Suzuki Association Member
Piano
12 posts

Thank you Dear Mengwei for your feedback. Filing taxes are complicated subject for me particularly if I become a sole business owner. I would think, in my case, it will be better to have a licensed Accountant/lawyer that can help me out with best possible chances for refund (at least in beginning).
I also totally agree with you that losses can’t be continued argument in tax filing.
If teaching appears in my horizon, I d rather acquire good equipment (piano) , because I do believe (at least in start ) it is crucial to have best sounds and musical feel. But having a cap of couple thousands dollars wont help me financially really. Basically I need to evaluate pros & cons of purchasing and it appears only a CPA/lawyer can be my best guide.
Thank you again for your informative response/

Mengwei Shen said: Aug 29, 2019
Mengwei Shen
Suzuki Association Member
Violin, Piano, Cello
Jersey City, NJ
195 posts

I’m just going to suggest to be careful of letting the tax tail wag the dog. The Section 179 limit is definitely way more than a few thousand, and even if you went over that, it simply means different paperwork.
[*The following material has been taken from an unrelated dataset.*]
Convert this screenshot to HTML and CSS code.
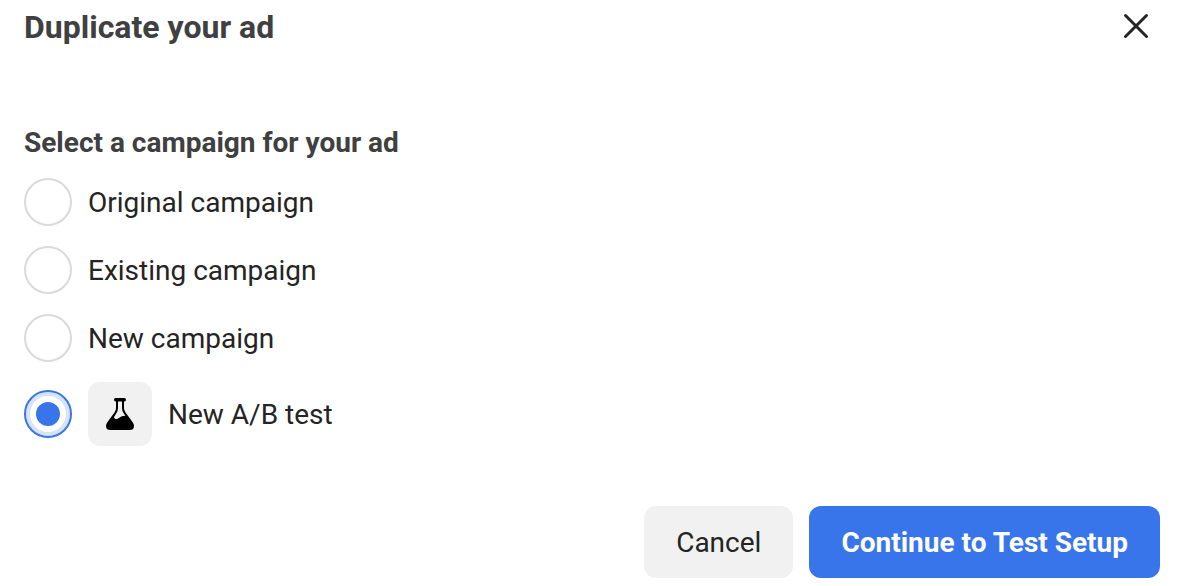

If you determine a purchase is a good business decision, work out the tax consequences with a pro and go for it. If you shouldn’t have bought it, tax optimization won’t get you out of that.

Make a list of everything that relates to dollars and business activities and let the accountant tell you which ones count or not (what s/he think is defensible or not in an audit). Learn from there, and learn about estimated tax payments (necessary if you don’t have another employer and paycheck where taxes are withheld for you). Keep in mind that getting a big refund means you paid too much tax during the year (think of it like when you hand over cash at the register and you get change back). You might rather have had access to those funds earlier for business or personal needs, so that’s a part of tax planning that an accountant can go over with you.

But business is not only about taxes. Early in my studio days, I met with a volunteer business mentor (through the SCORE organization), which was very helpful in gaining insights on other aspects of business and getting my thoughts organized. Good luck with the new venture; with the administration taken care of, you can be at ease to focus on the teaching part!